>> Begin RECORD SET

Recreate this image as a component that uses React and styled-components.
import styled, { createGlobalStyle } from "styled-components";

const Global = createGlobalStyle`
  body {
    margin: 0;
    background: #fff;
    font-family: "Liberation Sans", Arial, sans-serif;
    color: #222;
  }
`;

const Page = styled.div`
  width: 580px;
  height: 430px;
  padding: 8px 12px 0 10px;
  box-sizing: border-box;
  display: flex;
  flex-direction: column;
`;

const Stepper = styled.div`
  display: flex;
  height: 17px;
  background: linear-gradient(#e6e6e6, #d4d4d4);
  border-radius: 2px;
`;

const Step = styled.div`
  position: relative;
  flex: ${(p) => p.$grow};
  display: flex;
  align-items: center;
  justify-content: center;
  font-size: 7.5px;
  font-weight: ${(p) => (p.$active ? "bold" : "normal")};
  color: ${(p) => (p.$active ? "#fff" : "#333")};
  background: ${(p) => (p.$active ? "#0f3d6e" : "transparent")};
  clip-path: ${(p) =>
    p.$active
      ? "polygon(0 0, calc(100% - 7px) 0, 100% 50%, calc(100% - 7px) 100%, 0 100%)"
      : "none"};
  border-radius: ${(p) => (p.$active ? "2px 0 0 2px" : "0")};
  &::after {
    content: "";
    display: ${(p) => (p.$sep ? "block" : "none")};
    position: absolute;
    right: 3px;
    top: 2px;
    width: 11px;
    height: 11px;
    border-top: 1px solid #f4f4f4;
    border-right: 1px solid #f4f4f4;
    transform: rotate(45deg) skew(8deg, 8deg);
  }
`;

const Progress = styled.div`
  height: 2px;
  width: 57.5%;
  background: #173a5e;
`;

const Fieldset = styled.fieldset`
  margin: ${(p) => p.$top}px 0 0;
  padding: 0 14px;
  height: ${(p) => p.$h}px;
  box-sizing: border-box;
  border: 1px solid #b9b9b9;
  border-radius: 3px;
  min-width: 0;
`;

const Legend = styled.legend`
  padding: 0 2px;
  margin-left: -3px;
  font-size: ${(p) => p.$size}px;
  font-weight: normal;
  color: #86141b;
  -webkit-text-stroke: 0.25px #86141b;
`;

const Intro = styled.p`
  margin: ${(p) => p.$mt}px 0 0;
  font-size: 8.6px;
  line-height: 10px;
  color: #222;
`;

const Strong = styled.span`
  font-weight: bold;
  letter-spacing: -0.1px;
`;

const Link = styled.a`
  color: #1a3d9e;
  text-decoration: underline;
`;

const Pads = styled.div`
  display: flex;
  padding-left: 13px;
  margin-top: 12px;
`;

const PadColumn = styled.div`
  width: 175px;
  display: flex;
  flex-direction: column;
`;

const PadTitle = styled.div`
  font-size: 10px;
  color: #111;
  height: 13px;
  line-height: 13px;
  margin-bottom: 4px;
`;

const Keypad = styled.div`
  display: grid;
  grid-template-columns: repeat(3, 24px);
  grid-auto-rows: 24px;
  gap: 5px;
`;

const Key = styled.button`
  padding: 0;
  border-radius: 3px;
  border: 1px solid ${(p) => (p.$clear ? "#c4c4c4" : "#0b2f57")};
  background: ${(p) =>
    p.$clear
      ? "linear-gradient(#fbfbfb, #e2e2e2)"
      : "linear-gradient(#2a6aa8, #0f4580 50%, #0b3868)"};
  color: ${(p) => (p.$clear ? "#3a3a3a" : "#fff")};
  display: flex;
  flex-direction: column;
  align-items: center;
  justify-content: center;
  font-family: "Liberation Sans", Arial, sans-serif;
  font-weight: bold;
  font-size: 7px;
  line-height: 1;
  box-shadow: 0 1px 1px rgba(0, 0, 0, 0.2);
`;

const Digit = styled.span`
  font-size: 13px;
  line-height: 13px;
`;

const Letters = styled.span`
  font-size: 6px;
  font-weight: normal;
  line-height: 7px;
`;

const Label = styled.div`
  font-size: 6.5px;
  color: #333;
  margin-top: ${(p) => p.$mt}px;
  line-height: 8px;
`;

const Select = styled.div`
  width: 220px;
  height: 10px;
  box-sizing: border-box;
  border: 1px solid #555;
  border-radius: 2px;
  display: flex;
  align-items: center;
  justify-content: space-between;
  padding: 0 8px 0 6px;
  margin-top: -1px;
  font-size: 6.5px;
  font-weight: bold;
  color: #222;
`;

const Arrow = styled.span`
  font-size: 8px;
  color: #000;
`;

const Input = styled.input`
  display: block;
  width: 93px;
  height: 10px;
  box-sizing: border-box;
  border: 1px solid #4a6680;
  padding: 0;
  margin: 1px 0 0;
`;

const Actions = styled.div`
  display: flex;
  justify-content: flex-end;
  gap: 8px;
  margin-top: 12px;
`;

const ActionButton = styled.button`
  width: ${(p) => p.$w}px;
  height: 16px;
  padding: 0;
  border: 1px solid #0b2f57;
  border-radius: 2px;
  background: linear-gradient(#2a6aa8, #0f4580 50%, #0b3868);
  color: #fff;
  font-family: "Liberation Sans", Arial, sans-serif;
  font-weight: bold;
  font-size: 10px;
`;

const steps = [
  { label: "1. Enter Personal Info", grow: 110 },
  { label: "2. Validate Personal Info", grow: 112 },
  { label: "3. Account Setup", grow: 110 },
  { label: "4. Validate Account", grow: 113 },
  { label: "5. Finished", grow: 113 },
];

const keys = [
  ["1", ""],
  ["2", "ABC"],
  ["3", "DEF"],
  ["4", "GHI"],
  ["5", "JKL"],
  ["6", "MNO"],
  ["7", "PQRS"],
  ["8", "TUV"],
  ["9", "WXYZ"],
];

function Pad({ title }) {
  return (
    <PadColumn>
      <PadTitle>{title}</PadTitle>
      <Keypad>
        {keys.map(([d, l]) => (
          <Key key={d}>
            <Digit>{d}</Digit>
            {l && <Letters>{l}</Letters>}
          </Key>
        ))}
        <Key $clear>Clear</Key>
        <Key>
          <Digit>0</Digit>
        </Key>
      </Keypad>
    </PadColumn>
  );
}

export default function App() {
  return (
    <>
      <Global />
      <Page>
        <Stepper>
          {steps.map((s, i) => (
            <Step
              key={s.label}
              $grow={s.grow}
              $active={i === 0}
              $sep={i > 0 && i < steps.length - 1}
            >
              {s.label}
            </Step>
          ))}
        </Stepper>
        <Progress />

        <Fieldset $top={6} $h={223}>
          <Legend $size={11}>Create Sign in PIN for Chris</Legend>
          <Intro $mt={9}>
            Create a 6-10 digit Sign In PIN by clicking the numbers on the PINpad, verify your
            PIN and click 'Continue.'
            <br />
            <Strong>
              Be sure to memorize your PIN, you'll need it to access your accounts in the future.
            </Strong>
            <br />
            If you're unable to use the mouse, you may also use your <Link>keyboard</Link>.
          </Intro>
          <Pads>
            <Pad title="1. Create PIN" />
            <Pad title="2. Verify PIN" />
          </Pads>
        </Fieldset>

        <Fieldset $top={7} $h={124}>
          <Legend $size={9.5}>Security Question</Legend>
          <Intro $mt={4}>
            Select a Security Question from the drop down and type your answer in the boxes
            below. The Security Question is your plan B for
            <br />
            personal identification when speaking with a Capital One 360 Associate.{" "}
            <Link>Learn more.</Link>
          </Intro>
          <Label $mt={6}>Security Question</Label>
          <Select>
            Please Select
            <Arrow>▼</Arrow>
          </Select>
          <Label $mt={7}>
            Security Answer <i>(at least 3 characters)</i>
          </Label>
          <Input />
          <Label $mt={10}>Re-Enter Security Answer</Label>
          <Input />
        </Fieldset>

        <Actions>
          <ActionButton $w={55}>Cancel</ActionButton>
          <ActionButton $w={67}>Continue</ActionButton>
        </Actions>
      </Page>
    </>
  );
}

>> End RECORD SET
>> Begin RECORD SET

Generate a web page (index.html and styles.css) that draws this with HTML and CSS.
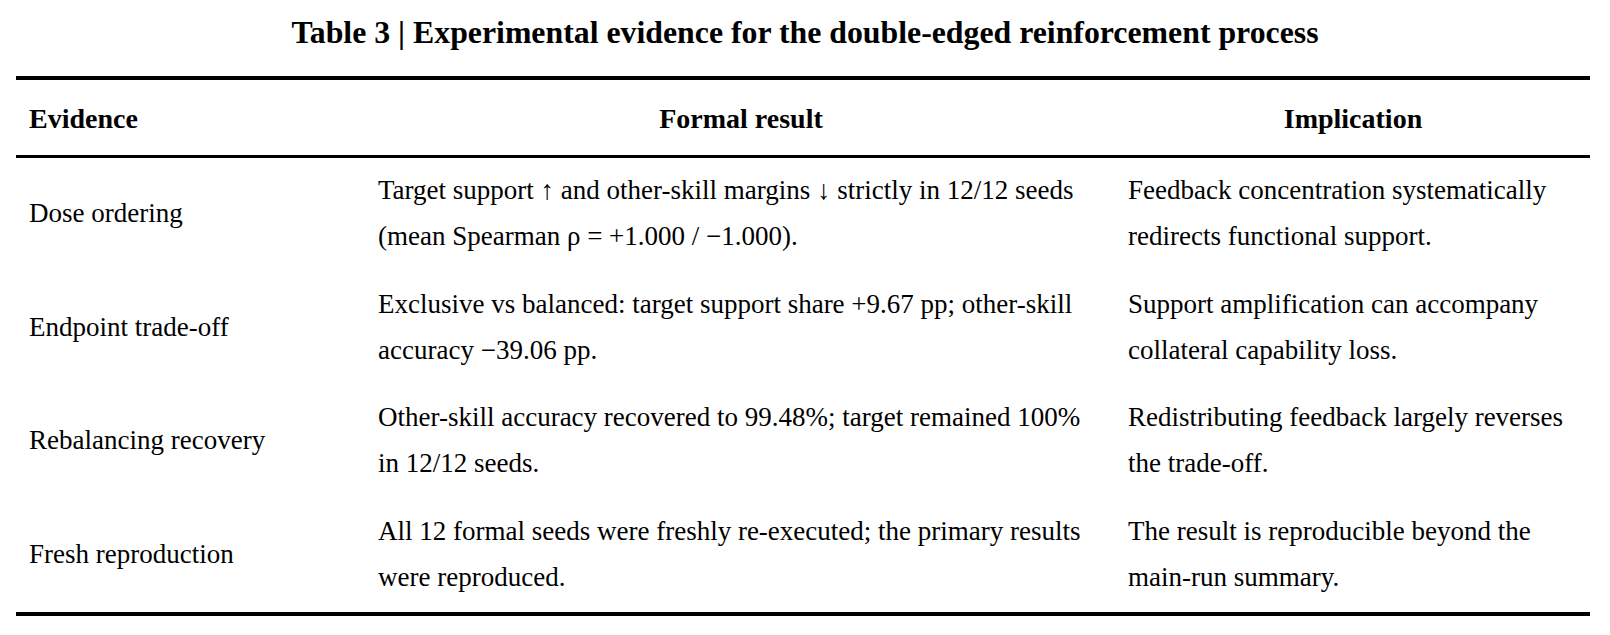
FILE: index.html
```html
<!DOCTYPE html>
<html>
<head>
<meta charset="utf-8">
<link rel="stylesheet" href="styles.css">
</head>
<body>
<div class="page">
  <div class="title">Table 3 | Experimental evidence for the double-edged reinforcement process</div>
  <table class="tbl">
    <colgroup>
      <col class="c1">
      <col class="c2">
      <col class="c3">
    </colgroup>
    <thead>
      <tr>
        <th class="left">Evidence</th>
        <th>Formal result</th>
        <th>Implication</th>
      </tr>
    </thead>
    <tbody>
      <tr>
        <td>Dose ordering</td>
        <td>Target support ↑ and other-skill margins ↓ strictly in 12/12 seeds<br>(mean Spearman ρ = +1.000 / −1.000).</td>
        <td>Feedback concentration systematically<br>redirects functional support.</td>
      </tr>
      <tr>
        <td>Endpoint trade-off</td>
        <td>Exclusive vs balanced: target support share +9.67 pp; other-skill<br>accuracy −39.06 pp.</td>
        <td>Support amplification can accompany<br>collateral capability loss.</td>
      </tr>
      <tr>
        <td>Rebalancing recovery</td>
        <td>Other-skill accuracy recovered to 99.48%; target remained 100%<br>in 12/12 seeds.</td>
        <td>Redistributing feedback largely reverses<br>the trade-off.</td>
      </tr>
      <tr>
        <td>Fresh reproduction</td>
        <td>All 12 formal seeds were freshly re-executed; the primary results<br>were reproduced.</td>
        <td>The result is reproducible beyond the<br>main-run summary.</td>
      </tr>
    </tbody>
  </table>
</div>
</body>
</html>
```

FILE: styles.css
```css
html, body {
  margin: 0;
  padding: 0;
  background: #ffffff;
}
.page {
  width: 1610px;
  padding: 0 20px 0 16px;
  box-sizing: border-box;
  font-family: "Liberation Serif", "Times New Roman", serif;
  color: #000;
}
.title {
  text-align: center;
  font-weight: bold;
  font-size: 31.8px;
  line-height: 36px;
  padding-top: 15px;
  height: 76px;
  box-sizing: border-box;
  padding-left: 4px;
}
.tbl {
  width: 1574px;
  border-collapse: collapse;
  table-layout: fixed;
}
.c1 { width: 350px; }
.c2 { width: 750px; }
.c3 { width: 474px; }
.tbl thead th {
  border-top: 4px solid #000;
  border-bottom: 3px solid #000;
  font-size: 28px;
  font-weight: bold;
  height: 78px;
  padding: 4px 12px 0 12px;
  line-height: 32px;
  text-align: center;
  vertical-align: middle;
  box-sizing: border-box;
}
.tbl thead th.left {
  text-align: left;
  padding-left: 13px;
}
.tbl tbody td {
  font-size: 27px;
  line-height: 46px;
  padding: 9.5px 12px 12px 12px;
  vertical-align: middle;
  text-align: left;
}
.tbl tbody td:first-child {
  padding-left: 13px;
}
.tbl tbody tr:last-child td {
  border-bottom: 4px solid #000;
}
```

>> End RECORD SET

■ TASK REQUIREMENTS
Select every line of the records holding the string "this".

■ RESULT OF THE TASK
Recreate this image as a component that uses React and styled-components.
Generate a web page (index.html and styles.css) that draws this with HTML and CSS.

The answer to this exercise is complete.